JOB:
Could you write out every record below exactly, leaving out any pictures?

Web page code records:

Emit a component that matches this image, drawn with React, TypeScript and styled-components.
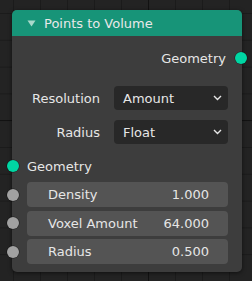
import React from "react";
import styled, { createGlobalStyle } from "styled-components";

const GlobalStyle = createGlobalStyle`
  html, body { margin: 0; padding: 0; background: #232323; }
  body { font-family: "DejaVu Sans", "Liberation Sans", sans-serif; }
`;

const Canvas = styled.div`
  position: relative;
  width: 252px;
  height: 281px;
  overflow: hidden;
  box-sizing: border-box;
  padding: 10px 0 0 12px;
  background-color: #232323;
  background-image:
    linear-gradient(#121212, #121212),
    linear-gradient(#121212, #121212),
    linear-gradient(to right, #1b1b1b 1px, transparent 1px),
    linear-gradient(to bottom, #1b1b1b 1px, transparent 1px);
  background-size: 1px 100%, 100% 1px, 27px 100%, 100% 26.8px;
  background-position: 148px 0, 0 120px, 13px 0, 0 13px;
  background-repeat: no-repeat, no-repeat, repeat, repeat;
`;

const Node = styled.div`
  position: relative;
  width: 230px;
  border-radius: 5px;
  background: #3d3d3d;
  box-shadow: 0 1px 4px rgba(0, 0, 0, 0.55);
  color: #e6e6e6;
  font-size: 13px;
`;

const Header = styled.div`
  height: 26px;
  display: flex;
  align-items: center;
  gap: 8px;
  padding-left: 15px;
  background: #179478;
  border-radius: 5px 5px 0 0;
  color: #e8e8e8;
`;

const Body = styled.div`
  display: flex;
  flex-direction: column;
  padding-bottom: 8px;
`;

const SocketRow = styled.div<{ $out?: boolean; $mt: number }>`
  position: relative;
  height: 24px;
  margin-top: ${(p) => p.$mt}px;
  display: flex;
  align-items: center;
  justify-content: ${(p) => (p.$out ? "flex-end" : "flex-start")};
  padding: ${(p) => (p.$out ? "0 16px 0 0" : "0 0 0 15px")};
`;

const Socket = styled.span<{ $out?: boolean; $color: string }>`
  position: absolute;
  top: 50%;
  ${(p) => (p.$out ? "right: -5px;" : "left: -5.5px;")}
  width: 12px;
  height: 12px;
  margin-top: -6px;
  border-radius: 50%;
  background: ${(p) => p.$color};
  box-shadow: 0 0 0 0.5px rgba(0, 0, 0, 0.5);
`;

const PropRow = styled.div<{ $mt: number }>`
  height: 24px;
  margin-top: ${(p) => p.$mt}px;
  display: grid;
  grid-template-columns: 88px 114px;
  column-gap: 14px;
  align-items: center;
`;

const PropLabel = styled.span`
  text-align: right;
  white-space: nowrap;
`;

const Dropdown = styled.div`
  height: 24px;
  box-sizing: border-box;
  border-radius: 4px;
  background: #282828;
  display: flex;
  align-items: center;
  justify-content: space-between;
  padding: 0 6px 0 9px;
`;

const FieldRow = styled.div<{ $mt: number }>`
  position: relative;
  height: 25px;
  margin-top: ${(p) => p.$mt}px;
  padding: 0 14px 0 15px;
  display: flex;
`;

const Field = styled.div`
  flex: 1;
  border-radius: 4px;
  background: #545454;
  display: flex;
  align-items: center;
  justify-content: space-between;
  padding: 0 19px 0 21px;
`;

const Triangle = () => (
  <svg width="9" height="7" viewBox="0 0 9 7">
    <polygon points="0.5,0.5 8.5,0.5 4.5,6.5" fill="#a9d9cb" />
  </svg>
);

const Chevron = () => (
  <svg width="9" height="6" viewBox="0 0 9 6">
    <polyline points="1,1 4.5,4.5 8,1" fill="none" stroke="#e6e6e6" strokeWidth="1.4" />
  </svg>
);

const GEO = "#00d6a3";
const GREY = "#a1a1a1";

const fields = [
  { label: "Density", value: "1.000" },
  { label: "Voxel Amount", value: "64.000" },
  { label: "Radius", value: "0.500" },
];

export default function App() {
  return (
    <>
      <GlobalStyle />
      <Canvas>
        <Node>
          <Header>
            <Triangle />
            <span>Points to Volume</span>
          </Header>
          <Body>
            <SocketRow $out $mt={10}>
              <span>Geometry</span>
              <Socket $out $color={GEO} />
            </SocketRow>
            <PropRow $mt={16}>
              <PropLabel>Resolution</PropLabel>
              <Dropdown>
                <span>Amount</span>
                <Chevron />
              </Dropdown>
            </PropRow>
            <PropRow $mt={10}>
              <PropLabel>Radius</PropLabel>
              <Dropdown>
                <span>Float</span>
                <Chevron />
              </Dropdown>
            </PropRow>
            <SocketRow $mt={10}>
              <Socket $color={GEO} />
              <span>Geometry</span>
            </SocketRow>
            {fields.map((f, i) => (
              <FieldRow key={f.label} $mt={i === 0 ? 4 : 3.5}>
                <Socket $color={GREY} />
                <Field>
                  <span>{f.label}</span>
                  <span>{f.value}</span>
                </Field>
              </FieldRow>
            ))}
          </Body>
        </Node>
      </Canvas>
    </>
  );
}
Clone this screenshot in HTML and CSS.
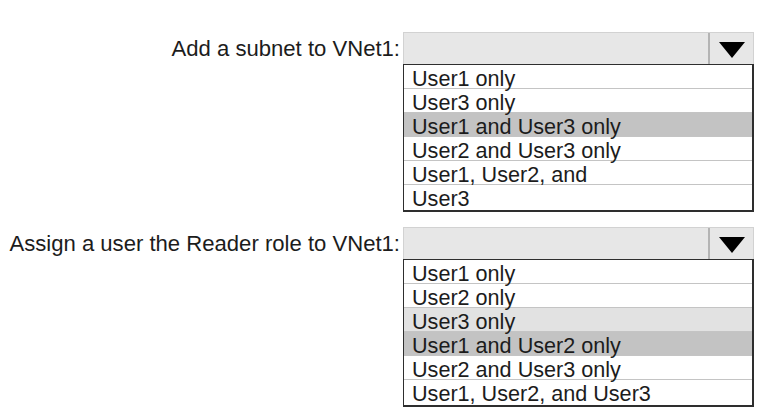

RESPONSE TO THE EXERCISE:
Emit a component that matches this image, drawn with React, TypeScript and styled-components.
import React from "react";
import styled, { createGlobalStyle } from "styled-components";

const GlobalStyle = createGlobalStyle`
  html, body { margin: 0; padding: 0; background: #232323; }
  body { font-family: "DejaVu Sans", "Liberation Sans", sans-serif; }
`;

const Canvas = styled.div`
  position: relative;
  width: 252px;
  height: 281px;
  overflow: hidden;
  box-sizing: border-box;
  padding: 10px 0 0 12px;
  background-color: #232323;
  background-image:
    linear-gradient(#121212, #121212),
    linear-gradient(#121212, #121212),
    linear-gradient(to right, #1b1b1b 1px, transparent 1px),
    linear-gradient(to bottom, #1b1b1b 1px, transparent 1px);
  background-size: 1px 100%, 100% 1px, 27px 100%, 100% 26.8px;
  background-position: 148px 0, 0 120px, 13px 0, 0 13px;
  background-repeat: no-repeat, no-repeat, repeat, repeat;
`;

const Node = styled.div`
  position: relative;
  width: 230px;
  border-radius: 5px;
  background: #3d3d3d;
  box-shadow: 0 1px 4px rgba(0, 0, 0, 0.55);
  color: #e6e6e6;
  font-size: 13px;
`;

const Header = styled.div`
  height: 26px;
  display: flex;
  align-items: center;
  gap: 8px;
  padding-left: 15px;
  background: #179478;
  border-radius: 5px 5px 0 0;
  color: #e8e8e8;
`;

const Body = styled.div`
  display: flex;
  flex-direction: column;
  padding-bottom: 8px;
`;

const SocketRow = styled.div<{ $out?: boolean; $mt: number }>`
  position: relative;
  height: 24px;
  margin-top: ${(p) => p.$mt}px;
  display: flex;
  align-items: center;
  justify-content: ${(p) => (p.$out ? "flex-end" : "flex-start")};
  padding: ${(p) => (p.$out ? "0 16px 0 0" : "0 0 0 15px")};
`;

const Socket = styled.span<{ $out?: boolean; $color: string }>`
  position: absolute;
  top: 50%;
  ${(p) => (p.$out ? "right: -5px;" : "left: -5.5px;")}
  width: 12px;
  height: 12px;
  margin-top: -6px;
  border-radius: 50%;
  background: ${(p) => p.$color};
  box-shadow: 0 0 0 0.5px rgba(0, 0, 0, 0.5);
`;

const PropRow = styled.div<{ $mt: number }>`
  height: 24px;
  margin-top: ${(p) => p.$mt}px;
  display: grid;
  grid-template-columns: 88px 114px;
  column-gap: 14px;
  align-items: center;
`;

const PropLabel = styled.span`
  text-align: right;
  white-space: nowrap;
`;

const Dropdown = styled.div`
  height: 24px;
  box-sizing: border-box;
  border-radius: 4px;
  background: #282828;
  display: flex;
  align-items: center;
  justify-content: space-between;
  padding: 0 6px 0 9px;
`;

const FieldRow = styled.div<{ $mt: number }>`
  position: relative;
  height: 25px;
  margin-top: ${(p) => p.$mt}px;
  padding: 0 14px 0 15px;
  display: flex;
`;

const Field = styled.div`
  flex: 1;
  border-radius: 4px;
  background: #545454;
  display: flex;
  align-items: center;
  justify-content: space-between;
  padding: 0 19px 0 21px;
`;

const Triangle = () => (
  <svg width="9" height="7" viewBox="0 0 9 7">
    <polygon points="0.5,0.5 8.5,0.5 4.5,6.5" fill="#a9d9cb" />
  </svg>
);

const Chevron = () => (
  <svg width="9" height="6" viewBox="0 0 9 6">
    <polyline points="1,1 4.5,4.5 8,1" fill="none" stroke="#e6e6e6" strokeWidth="1.4" />
  </svg>
);

const GEO = "#00d6a3";
const GREY = "#a1a1a1";

const fields = [
  { label: "Density", value: "1.000" },
  { label: "Voxel Amount", value: "64.000" },
  { label: "Radius", value: "0.500" },
];

export default function App() {
  return (
    <>
      <GlobalStyle />
      <Canvas>
        <Node>
          <Header>
            <Triangle />
            <span>Points to Volume</span>
          </Header>
          <Body>
            <SocketRow $out $mt={10}>
              <span>Geometry</span>
              <Socket $out $color={GEO} />
            </SocketRow>
            <PropRow $mt={16}>
              <PropLabel>Resolution</PropLabel>
              <Dropdown>
                <span>Amount</span>
                <Chevron />
              </Dropdown>
            </PropRow>
            <PropRow $mt={10}>
              <PropLabel>Radius</PropLabel>
              <Dropdown>
                <span>Float</span>
                <Chevron />
              </Dropdown>
            </PropRow>
            <SocketRow $mt={10}>
              <Socket $color={GEO} />
              <span>Geometry</span>
            </SocketRow>
            {fields.map((f, i) => (
              <FieldRow key={f.label} $mt={i === 0 ? 4 : 3.5}>
                <Socket $color={GREY} />
                <Field>
                  <span>{f.label}</span>
                  <span>{f.value}</span>
                </Field>
              </FieldRow>
            ))}
          </Body>
        </Node>
      </Canvas>
    </>
  );
}
Clone this screenshot in HTML and CSS.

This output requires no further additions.